Submissions of the Appellant
[69] The Appellant argues that the Foreign Interchange Services are prima facie zero-rated because the financial service was provided to a non-resident merchant and the broad objective of the applicable provision is to zero-rate all exported financial services. It argues that the carve-out does not apply because the supply does not relate to cardholder debt and does not arise from the lending of money primarily used in Canada. It raises a number of other arguments.
Analysis
[70] For reasons that follow, I find that the service provided to non-resident merchant acquirers was a zero-rated supply of a financial service and that the Appellant was entitled to claim ITCs incurred to render those services.
[71] Section 1 of Part IX of Schedule VI (“Section 1”
) seeks to ensure that exported financial services or services provided to a non-resident are zero-rated: CIBC World Markets (paras. 29-30).

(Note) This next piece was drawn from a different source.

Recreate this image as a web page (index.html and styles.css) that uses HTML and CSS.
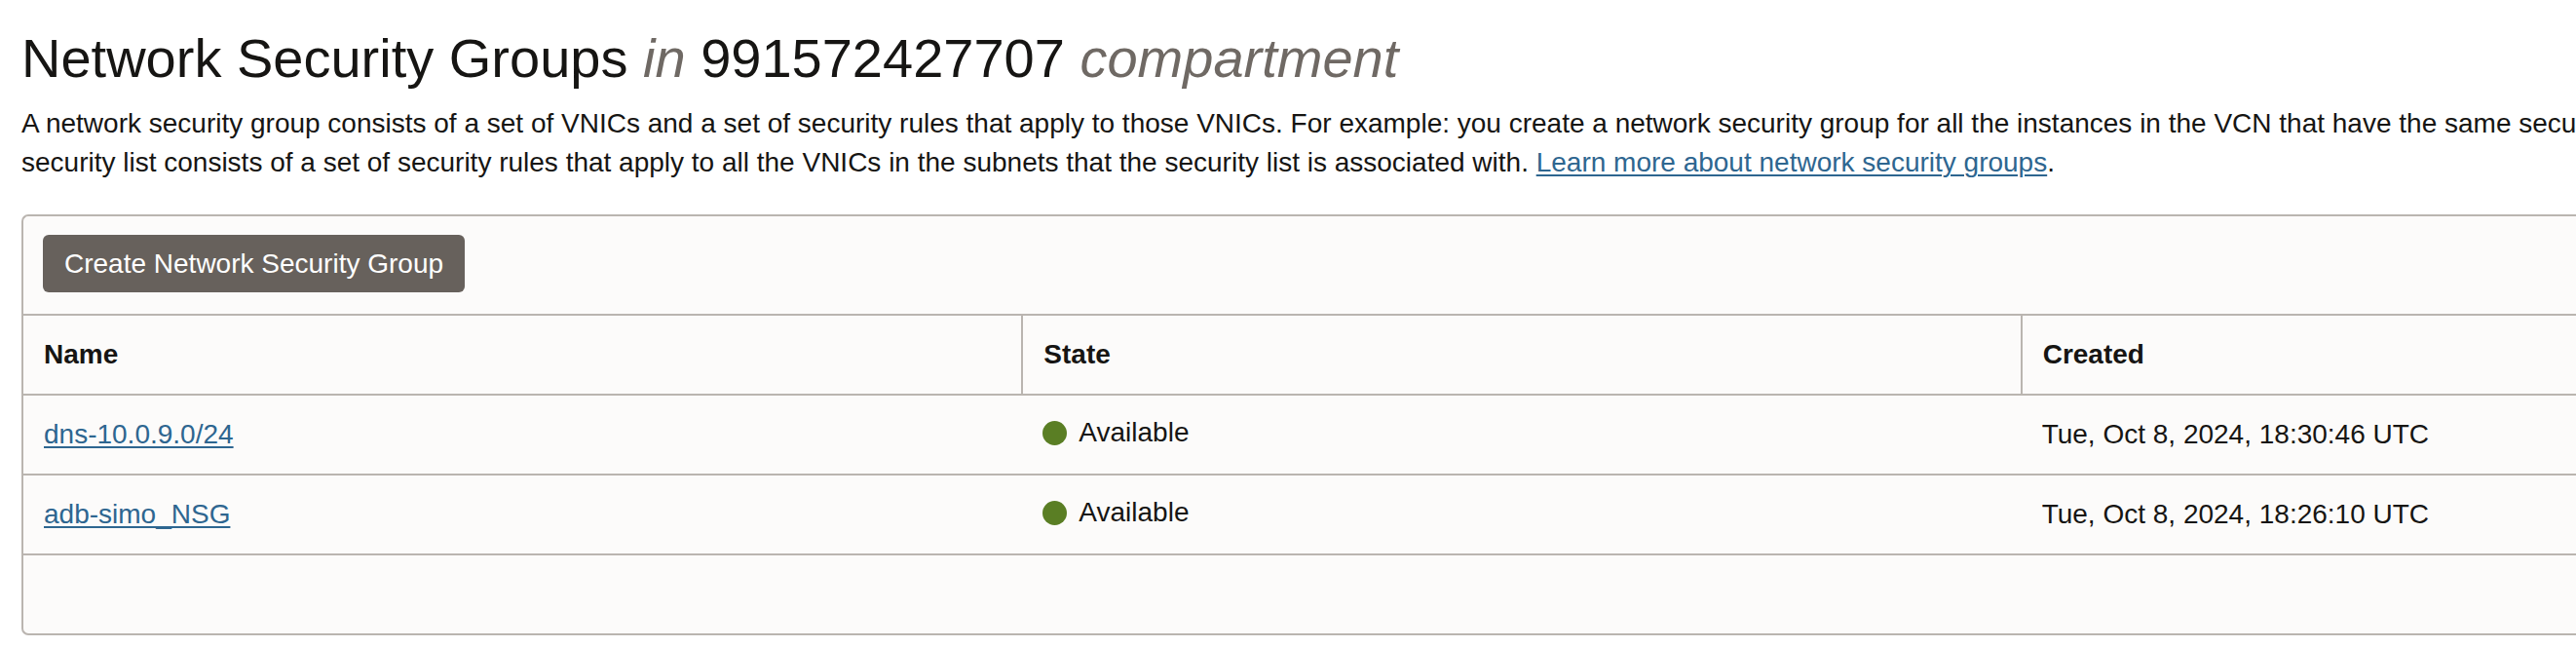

The policy objective is to ensure that Canadian companies offering financial services abroad remain competitive on world markets (paras. 36-37).
[72] It is not disputed that the Appellant is a “financial institution”
and that it supplied a “financial service”
to a “non-resident person”
being the merchant acquirers, thus satisfying all the requirements of Section 1. At this point in the analysis, I find that the Foreign Interchange Service is prima facie zero-rated.
[73] The Respondent argues that the phrase “relate to”
at the end of Section 1, is “broad in scope,”
relying on Mac’s Convenience Stores Inc. v. The Queen, 2012 TCC 393. In that instance, the taxpayer was a convenience store that purchased and operated automated banking machines (“ABMs”
) within its retail premises. It claimed ITCs on the purchase of the ABMs relying on subsection 185(1) that allows a registrant, that is not a financial institution, to claim GST on an input to a financial service that “relate to”
a registrant’s commercial activities (paras. 49-50).
[74] The Minister denied the ITCs on the basis that the operation of the ABMs was an exempt supply of a financial service. Hogan J. rejected that argument and allowed the appeal finding that a registrant need only demonstrate that “there is some connection between the making of a financial service in respect of which ITCs are claimed (…) and the registrant’s other commercial activities (…) in order to qualify for the favourable treatment provided for in subsection 185(1)”
(para. 50). Hogan J. referred to the subject provision as “a simplification measure”
(para. 52). In the end, I find that the decision turns on its own facts and that, for additional reasons set out below, the suggestion that there need be only “some connection”
between the supply at issue and “the lending of money”
, is not sufficient for me to conclude that it is NOT a zero-rated supply.
[75] The Appellant contends that Section 1 should be interpreted in its proper context. It relies on Sarvanis v. Canada, 2002 SCC 28, where the Court turned its attention to the phrase, “in respect of”
noting that although it suggests “a broad set of connections,”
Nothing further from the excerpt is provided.